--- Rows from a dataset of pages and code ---
---

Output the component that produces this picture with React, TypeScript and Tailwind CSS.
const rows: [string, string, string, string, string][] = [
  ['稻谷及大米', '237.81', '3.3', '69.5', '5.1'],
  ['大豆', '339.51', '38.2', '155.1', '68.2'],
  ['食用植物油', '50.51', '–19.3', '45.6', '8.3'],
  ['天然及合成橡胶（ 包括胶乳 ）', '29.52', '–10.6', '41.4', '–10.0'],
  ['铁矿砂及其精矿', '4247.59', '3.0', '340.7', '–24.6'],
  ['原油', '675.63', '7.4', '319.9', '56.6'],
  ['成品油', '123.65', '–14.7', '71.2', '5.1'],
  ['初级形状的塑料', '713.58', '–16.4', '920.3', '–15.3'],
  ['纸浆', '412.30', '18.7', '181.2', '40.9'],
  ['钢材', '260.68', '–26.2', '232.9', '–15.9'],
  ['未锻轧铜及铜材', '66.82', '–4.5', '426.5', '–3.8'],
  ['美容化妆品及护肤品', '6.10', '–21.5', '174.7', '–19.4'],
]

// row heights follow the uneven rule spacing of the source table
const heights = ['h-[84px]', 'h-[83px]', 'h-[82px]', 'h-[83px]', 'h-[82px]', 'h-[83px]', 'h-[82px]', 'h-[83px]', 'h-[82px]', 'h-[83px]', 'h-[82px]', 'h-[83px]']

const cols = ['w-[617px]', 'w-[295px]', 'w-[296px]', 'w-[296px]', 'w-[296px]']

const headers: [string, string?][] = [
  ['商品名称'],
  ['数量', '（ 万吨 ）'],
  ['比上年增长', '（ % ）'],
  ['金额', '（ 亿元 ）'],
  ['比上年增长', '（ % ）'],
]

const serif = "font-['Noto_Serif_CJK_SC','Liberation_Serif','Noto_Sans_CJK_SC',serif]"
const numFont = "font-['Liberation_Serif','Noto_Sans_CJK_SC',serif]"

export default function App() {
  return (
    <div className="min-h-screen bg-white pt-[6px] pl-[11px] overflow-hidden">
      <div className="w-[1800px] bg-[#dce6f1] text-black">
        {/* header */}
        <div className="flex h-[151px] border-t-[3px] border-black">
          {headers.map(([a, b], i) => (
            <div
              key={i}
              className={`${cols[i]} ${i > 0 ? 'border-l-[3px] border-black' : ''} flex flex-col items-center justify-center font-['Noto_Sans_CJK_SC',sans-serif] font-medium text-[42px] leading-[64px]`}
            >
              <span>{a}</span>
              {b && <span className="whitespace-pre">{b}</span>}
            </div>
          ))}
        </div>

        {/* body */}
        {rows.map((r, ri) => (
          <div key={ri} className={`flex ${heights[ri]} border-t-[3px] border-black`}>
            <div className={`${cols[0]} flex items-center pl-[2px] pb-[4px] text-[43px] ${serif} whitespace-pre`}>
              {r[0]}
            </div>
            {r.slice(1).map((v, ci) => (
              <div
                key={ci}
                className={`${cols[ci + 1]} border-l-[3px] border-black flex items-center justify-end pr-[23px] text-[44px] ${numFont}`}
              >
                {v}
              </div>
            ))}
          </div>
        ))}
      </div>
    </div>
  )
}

---

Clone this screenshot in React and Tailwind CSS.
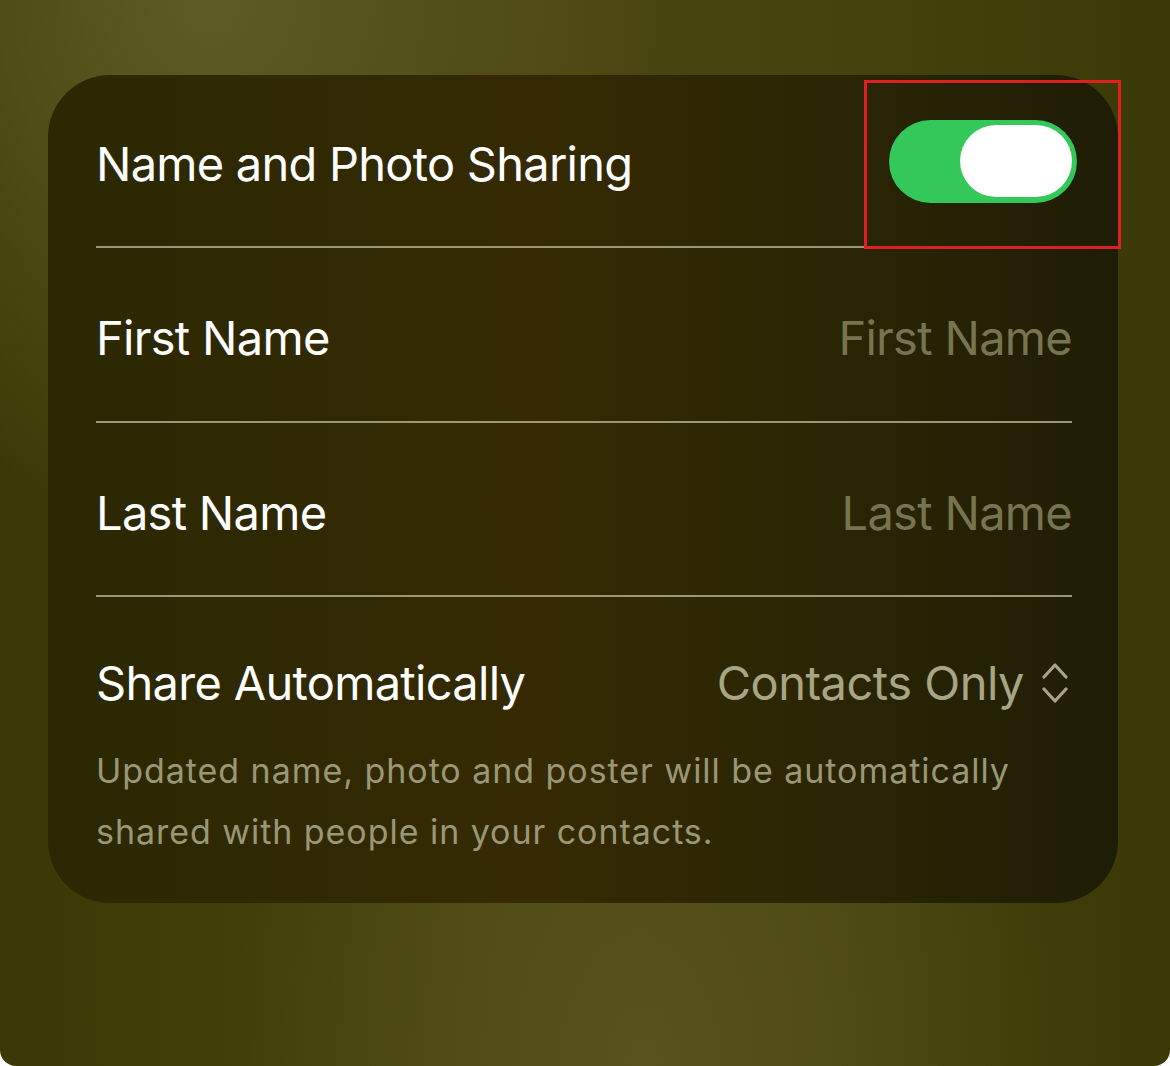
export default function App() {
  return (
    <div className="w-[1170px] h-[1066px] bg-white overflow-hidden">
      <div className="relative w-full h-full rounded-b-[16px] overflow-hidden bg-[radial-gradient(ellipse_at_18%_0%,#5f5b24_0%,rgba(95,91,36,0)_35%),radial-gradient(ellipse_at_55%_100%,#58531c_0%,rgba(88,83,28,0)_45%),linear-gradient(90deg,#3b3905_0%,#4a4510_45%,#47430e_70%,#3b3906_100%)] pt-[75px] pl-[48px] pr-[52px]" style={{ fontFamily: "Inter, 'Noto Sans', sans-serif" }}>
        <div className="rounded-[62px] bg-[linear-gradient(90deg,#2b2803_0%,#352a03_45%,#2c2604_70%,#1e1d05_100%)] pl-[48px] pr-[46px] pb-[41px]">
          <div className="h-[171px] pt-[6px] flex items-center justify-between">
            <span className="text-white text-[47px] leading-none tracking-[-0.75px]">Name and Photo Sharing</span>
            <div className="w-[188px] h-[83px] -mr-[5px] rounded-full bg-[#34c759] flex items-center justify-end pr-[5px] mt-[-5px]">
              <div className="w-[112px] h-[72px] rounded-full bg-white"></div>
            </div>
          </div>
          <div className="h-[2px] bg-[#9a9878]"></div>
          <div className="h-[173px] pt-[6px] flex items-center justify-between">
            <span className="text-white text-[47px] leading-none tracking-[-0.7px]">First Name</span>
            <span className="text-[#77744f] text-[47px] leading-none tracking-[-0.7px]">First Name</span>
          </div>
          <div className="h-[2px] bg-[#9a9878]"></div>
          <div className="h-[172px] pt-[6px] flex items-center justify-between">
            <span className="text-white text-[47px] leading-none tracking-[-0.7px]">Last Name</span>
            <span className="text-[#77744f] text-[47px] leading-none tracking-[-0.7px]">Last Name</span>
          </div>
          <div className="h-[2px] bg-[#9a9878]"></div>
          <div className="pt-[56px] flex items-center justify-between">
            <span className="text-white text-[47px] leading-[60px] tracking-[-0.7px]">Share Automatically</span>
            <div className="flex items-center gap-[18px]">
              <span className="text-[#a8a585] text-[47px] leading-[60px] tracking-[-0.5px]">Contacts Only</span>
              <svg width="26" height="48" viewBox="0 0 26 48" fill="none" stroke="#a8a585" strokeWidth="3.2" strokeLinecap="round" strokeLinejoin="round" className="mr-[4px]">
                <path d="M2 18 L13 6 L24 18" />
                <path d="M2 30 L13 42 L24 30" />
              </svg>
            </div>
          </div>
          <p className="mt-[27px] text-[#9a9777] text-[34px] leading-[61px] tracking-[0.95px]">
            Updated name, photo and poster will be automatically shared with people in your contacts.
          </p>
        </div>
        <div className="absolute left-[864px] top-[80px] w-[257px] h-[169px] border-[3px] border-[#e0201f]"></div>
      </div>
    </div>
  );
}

---

--- The request ---
Say only how many lines in the records carry the word "this".

--- Task answer ---
2